What are Trick-Taking Games?
Trick-taking games are played using cards (sometimes tiles) and revolve around winning tricks, which are a finite number
How to Play Trick-Taking Games
Each round has a dealer, which is decided via deck-splitting. The dealer shuffles the deck and deals the cards to the other players. Depending on the game-type, players are dealt a certain number of cards, and the remaining cards are either set aside or form the discard pile.
The goal of the game is to win by scoring high or other similar conditions. Scores are awarded by winning individual tricks, and the key to winning rounds is to manage your cards and taking control of the tricks and trumps.
Tricks and Trumps
The individual tricks are split across multiple rounds. The dealer begins the first trick by playing a card, therefore leading the trick. Other players then attempt to win the trick by playing cards, with some players requiring to follow suit. A player can win by playing a card of a higher value, with the same suit. If a player does not have a card from the same suit, they must still play a card of their choosing, but forfeit the round.
Certain games introduce the trump suits, which are determined either by a draw from the remaining cards, or through bidding. The trump suit becomes a winning suit during the game, and adds a layer of strategy to the game, since these mitigate the advantage of the players leading the trick.

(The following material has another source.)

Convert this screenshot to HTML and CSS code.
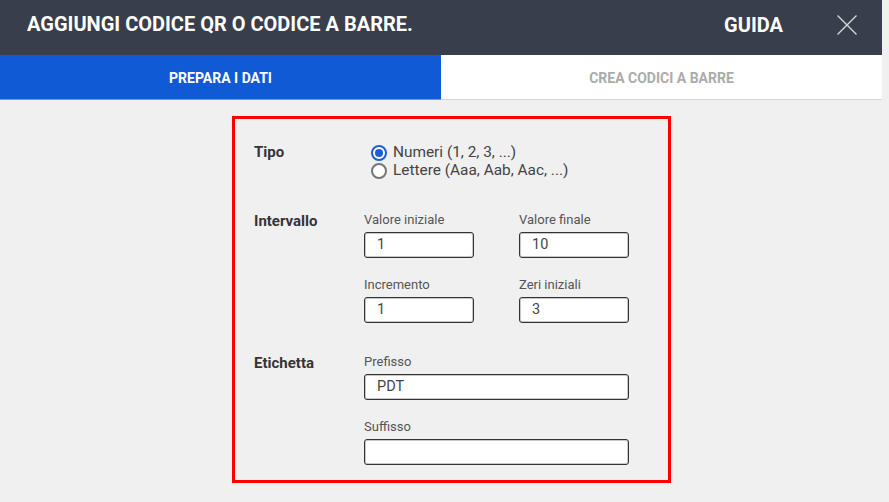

The winner of one trick will lead the next trick. This process continues until all hands are emptied.
In general, the player who wins the most tricks wins the game by score.
Trick-taking card games have certain rules to smoothen gameplay.
If the leading player plays a card of a certain suit, the other players will be required to play cards of the same suit in order to win. Even if a player has no cards of the correct suit, they are still required to play a card.
If the game involves trump suits, then these suits will become the highest ranked suit for the duration of that game, winning even against the leading suit.
The trick-taking game rules are:
- Dealer is determined.
- Each player is dealt cards based on game-type.
- Dealer leads the first trick, determining the lead suit.
- Players play cards to win the trick, while requiring following suit.
- Even if a player does not have a card from the same suit, they are still required to play 1 card.
- The winner of the trick leads the next trick.
- The player winning more tricks overall becomes the winner.
- If trump suits are included, the trump suit overrides the leading suit.
- Forfeit rounds you know you can’t win. If your opponent plays a card of a suit you have, but not of a high value, it might be worth keeping that card to play later on a more likely win.
- Play out higher valued cards when you can, since it increases the chances you have to win.
- Be careful even when forfeiting rounds. The obvious choice is to discard a card of another suit, but it can be worth playing cards of the same suit but of a bad value instead.
- One of the most common strategies for trick-taking card games is to predict. The dealer will generally play high-valued cards early on to gain the advantage, allowing you to gauge their hands.
Point-trick games are focused on gathering points, which are awarded based on conditions and winning tricks. Winning a trick obviously awards points, but in games such as Piquet, leading a trick awards points as well. Speaking of Piquet, which is one of the classic trick-taking games, achieving conditions, such as starting with a hand of no face cards, will also award points. Some games such as Sheng Ji award different scores for different cards.
Plain-trick games, such as the popular Bridge, are scored completely based on the number of tricks won. There are no special rules or point counting, hence resulting in a game completely revolving around resource management. Other examples include Whist and Tippen, both games popular in European countries.
Trick-avoidance games such as Hearts is about avoiding tricks. Unlike other games, the goal is different, and lower-valued cards are more valuable, making it a game of deceit and deception. Other games include Polignac ad Slobberhannes, where the goal is to avoid tricks ad certain cards (Jacks in the former and the Queen of Clubs in the latter).
Frequently Asked Questions
What are the most popular trick-taking games?
The most popular trick-taking games are Skat and Hearts, which was popularized by bundling in older versions of Windows.
Are there solo trick-taking games?
Trick-taking games tend to be multiplayer affairs, since there is an element of deception and resource management.
How do I play games requiring the 40-card Spanish deck?
Since Spanish decks are similar to the modern Anglo-American 52-card deck, you can adapt it by removing the 8, 9 and 10 cards, forming a 40-card deck.